Secretário de Esportes e VAR: "O pessoal está na cova do leão"

"No primeiro jogo, foi uma insegurança muito grande", lembra Vinicius Furlan sobre a primeira experiência como VAR, em 2019. Duas temporadas depois, ele é um dos que já se dizem bem mais acostumados com o ambiente da cabine e com a responsabilidade que lhe é devida.

"Hoje, mudou da água para o vinho. A gente se sente seguro, mais tranquilo. Vamos leves para o jogo. Quanto mais preparado, mais seguro. É um processo", diz ele.

Profissional de educação física, Furlan se divide entre a arbitragem e o cargo de secretário de Esportes de Santa Bárbara d'Oeste, município do interior de São Paulo. A jornada dupla no cotidiano envolve acordar 5h30, fazer o treinamento físico — alternando entre corrida de pista e academia. Depois de bater ponto no trabalho, o segundo tempo é online, com reuniões e aulas teóricas sobre arbitragem. E o acompanhamento psicológico não fica fora da equação.

"A começar pela minha amada esposa, que é uma psicóloga. De formação. Dentro de casa eu sei a importância que esse acompanhamento tem para a vida. Tenho certeza que isso me trouxe até aqui. A arbitragem brasileira evoluiu muito nesse aspecto. O pessoal está na cova do leão na quarta e no domingo. Temos um suporte da psicóloga da CBF. As federações também disponibilizam. Mas acho ideal o cara ter seu próprio profissional", comenta Furlan.

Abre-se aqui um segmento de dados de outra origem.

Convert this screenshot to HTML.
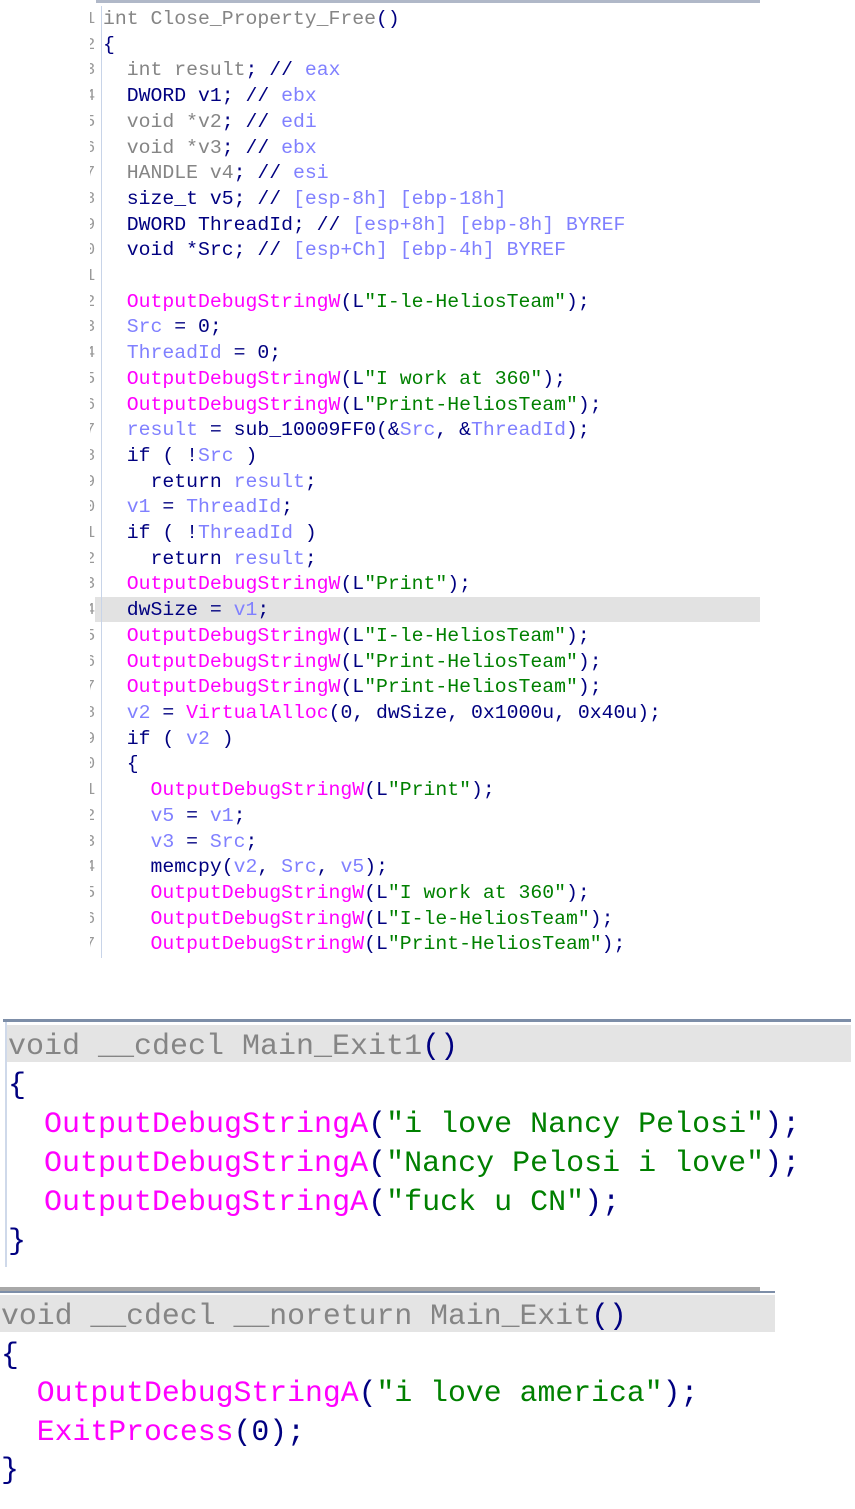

O árbitro evita assistir o que é falado sobre a arbitragem na imprensa. Coletiva pós-jogo, então, nem pensar. Segundo ele, o trabalho após as rodadas é mais interno, "focado no que importa", trocar experiências com os colegas do ramo.

Mas fugir do futebol para outra atividade menos tensa passa longe do radar:

"Nunca pensei em largar. Sou apaixonado por isso aqui".